CAIRO — Sudan’s pro-democracy movement and the army announced a joint ruling body on Tuesday, formally disbanding the military council that took power after the military’s ouster of longtime autocrat Omar al-Bashir in April.
The new, 11-member body — called the Sovereign Council — is to rule Sudan for a little over three years until elections can be held. It was originally to be announced Sunday but the statement was delayed because of last-minute, internal disputes over the opposition appointees.
The military and protest leaders signed the final power-sharing deal Saturday, following pressure from the United States and its Arab allies, amid growing concerns the political crisis could ignite civil war.
Protesters had continued to take to the streets after al-Bashir’s ouster, fearing the military could cling to power, and demanded a swift transition to civilian government. The tortuous negotiations over the joint military and civilian council continued despite a deadly security crackdown. At least 250 people have been killed since December, according to protest organizers.

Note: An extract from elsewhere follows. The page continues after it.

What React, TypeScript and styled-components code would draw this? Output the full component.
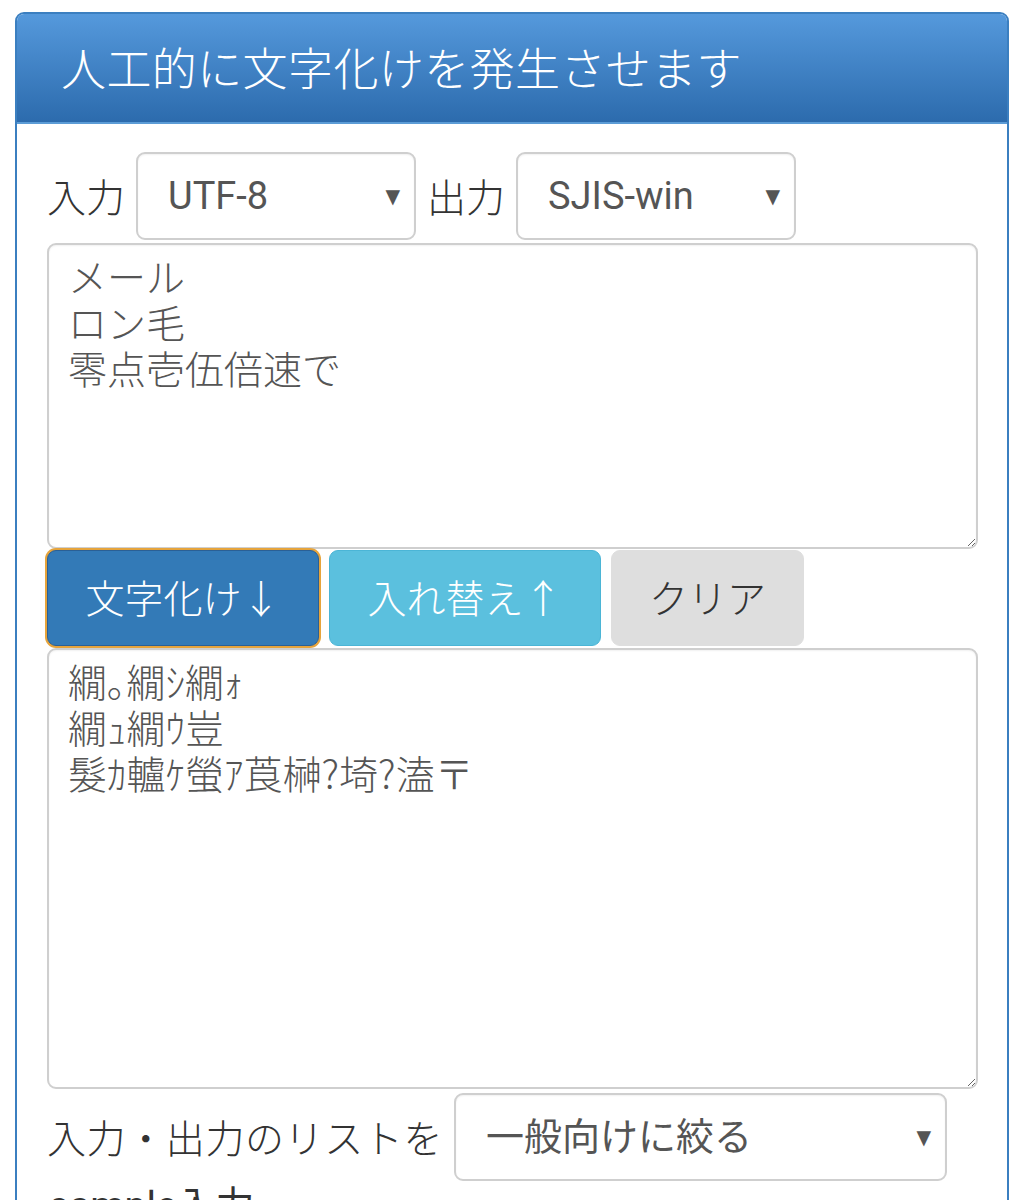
import React from "react"
import styled, { createGlobalStyle } from "styled-components"

const GlobalStyle = createGlobalStyle`
    body {
        margin: 0;
        background: #fff;
        font-family: Roboto, "Noto Sans CJK JP", sans-serif;
        color: #333;
    }
`

const Page = styled.div`
    padding: 12px 16px 0 15px;
    height: 1200px;
    overflow: hidden;
    box-sizing: border-box;
`

const Panel = styled.section`
    border: 2px solid #3b7fc0;
    border-radius: 9px;
    overflow: hidden;
    background: #fff;
`

const PanelHeading = styled.header`
    height: 108px;
    display: flex;
    align-items: center;
    padding-left: 44px;
    background: linear-gradient(#5599dc, #2c6bad);
    border-bottom: 2px solid #5c9cd6;
`

const Title = styled.h1`
    margin: 0 0 4px;
    font-family: "Noto Sans CJK JP", sans-serif;
    font-weight: 300;
    font-size: 45px;
    color: #fff;
    letter-spacing: 0.4px;
`

const PanelBody = styled.div`
    padding: 28px 29px 0 30px;
    display: flex;
    flex-direction: column;
`

const Row = styled.div<{ $gap?: number }>`
    display: flex;
    align-items: center;
    gap: 10px;
    margin-top: ${p => p.$gap ?? 0}px;
`

const Label = styled.span<{ $lead?: number; $spacing?: number }>`
    font-family: "Noto Sans CJK JP", sans-serif;
    font-weight: 300;
    font-size: 39px;
    color: #333;
    line-height: 1;
    padding-bottom: 2px;
    margin-left: ${p => p.$lead ?? 0}px;
    margin-right: 1px;
    letter-spacing: ${p => p.$spacing ?? 0}px;
`

const SelectWrap = styled.div<{ $width: number }>`
    position: relative;
    width: ${p => p.$width}px;
    height: 88px;

    &::after {
        content: "▼";
        position: absolute;
        right: 16px;
        top: 50%;
        transform: translateY(-50%) scaleX(0.95);
        font-family: "DejaVu Sans", sans-serif;
        font-size: 20px;
        color: #555;
        pointer-events: none;
    }
`

const Select = styled.select`
    appearance: none;
    width: 100%;
    height: 100%;
    box-sizing: border-box;
    border: 2px solid #cfcfcf;
    border-radius: 9px;
    background: #fff;
    padding: 0 40px 0 30px;
    font-family: Roboto, "Noto Sans CJK JP", sans-serif;
    font-weight: 400;
    font-size: 38px;
    color: #555;
    box-shadow: inset 0 1px 2px rgba(0, 0, 0, 0.06);
    outline: none;
`

const TextArea = styled.textarea<{ $height: number }>`
    display: block;
    width: 100%;
    height: ${p => p.$height}px;
    box-sizing: border-box;
    margin: 0;
    border: 2px solid #cfcfcf;
    border-radius: 9px;
    padding: 7px 19px;
    font-family: "Noto Sans CJK JP", sans-serif;
    font-weight: 300;
    font-size: 39px;
    line-height: 46px;
    color: #555;
    background: #fff;
    box-shadow: inset 0 1px 2px rgba(0, 0, 0, 0.06);
    resize: vertical;
    outline: none;
`

const ButtonRow = styled.div`
    display: flex;
    gap: 10px;
    margin: 1px 0 2px -2px;
`

const variants = {
    primary: "background: #337ab7; color: #fff; border-color: #2a6096; box-shadow: 0 0 0 2px #e6a43c;",
    info: "background: #5bc0de; color: #fff; border-color: #4bb5d6;",
    plain: "background: #dedede; color: #333; border-color: #dedede;",
}

const Button = styled.button<{ $variant: keyof typeof variants; $width: number }>`
    width: ${p => p.$width}px;
    height: 96px;
    border: 1px solid;
    border-radius: 9px;
    font-family: "Noto Sans CJK JP", sans-serif;
    font-weight: 300;
    font-size: 39px;
    padding: 0 0 4px;
    cursor: pointer;
    ${p => variants[p.$variant]}

    &:first-child {
        margin-left: 2px;
    }
`

const Cutoff = styled.div`
    margin-top: 2px;
    padding-left: 2px;
    font-size: 39px;
    line-height: 46px;
    color: #333;
    font-family: Roboto, "Noto Sans CJK JP", sans-serif;
`

const App = () => (
    <Page>
        <GlobalStyle />
        <Panel>
            <PanelHeading>
                <Title>人工的に文字化けを発生させます</Title>
            </PanelHeading>
            <PanelBody>
                <Row>
                    <Label>入力</Label>
                    <SelectWrap $width={280}>
                        <Select defaultValue="UTF-8">
                            <option>UTF-8</option>
                            <option>SJIS-win</option>
                        </Select>
                    </SelectWrap>
                    <Label $lead={1}>出力</Label>
                    <SelectWrap $width={280}>
                        <Select defaultValue="SJIS-win">
                            <option>UTF-8</option>
                            <option>SJIS-win</option>
                        </Select>
                    </SelectWrap>
                </Row>
                <Row $gap={3}>
                    <TextArea
                        $height={306}
                        readOnly
                        defaultValue={"メール\nロン毛\n零点壱伍倍速で"}
                    />
                </Row>
                <ButtonRow>
                    <Button $variant="primary" $width={272}>文字化け↓</Button>
                    <Button $variant="info" $width={272}>入れ替え↑</Button>
                    <Button $variant="plain" $width={193}>クリア</Button>
                </ButtonRow>
                <TextArea
                    $height={441}
                    readOnly
                    defaultValue={"繝｡繝ｼ繝ｫ\n繝ｭ繝ｳ豈\n髮ｶ轤ｹ螢ｱ莨榊?埼?溘〒"}
                />
                <Row $gap={4}>
                    <Label $spacing={0.6}>入力・出力のリストを</Label>
                    <SelectWrap $width={493}>
                        <Select defaultValue="general">
                            <option value="general">一般向けに絞る</option>
                            <option value="all">すべて表示</option>
                        </Select>
                    </SelectWrap>
                </Row>
                <Cutoff>sample入力</Cutoff>
            </PanelBody>
        </Panel>
    </Page>
)

export default App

The military overthrew al-Bashir following months of mass protests against his three-decade-long authoritarian rule. The demonstrations initially erupted in December over dire economic conditions but shortly turned to calls for al-Bashir’s ouster.
The military appointed Gen. Abdel-Fattah Burhan, who chaired the military council, to lead the Sovereign Council for the first 21 months. A civilian leader appointed by the protest movement is to follow Burhan for the next 18 months.
Gen. Mohammed Hamadan Dagalo, who served as deputy head of the military council, was appointed to the council along with Lt. Gen. Shams el-Din Kabashi, Lt. Gen. Yasser Atta and Lt. Gen. Ibrahim Gaber. All were members in the disbanded military council.
Dagalo, also known as Hemedti, has consolidated power since al-Bashir’s overthrow, and is the commander of the paramilitary Rapid Support Forces. Protesters accuse the RSF of leading the crackdown against them since the brutal break-up of their sit-in camp in Khartoum earlier in June.
Among the five council members named by the pro-democracy movement are a woman and a journalist.
Both sides agreed on the appointment of a Coptic Christian judge as the 11th member of the council. The council members will be sworn in before the country’s top judge and Burhan on Wednesday.
The deal also includes a protest movement-appointed Cabinet along with a legislative council with a majority from the Forces for the Declaration of Freedom and Change, the main protest coalition. The legislative body is to assemble within three months.
Protest leaders have nominated a well-known economist, Abdalla Hamdok, to serve as prime minister during the transition. He has been the deputy executive secretary of the United Nations Economic Commission for Africa since November 2011, but has yet to be confirmed by the Sovereign Council.
The military is to nominate the defense and interior ministers, according to the deal.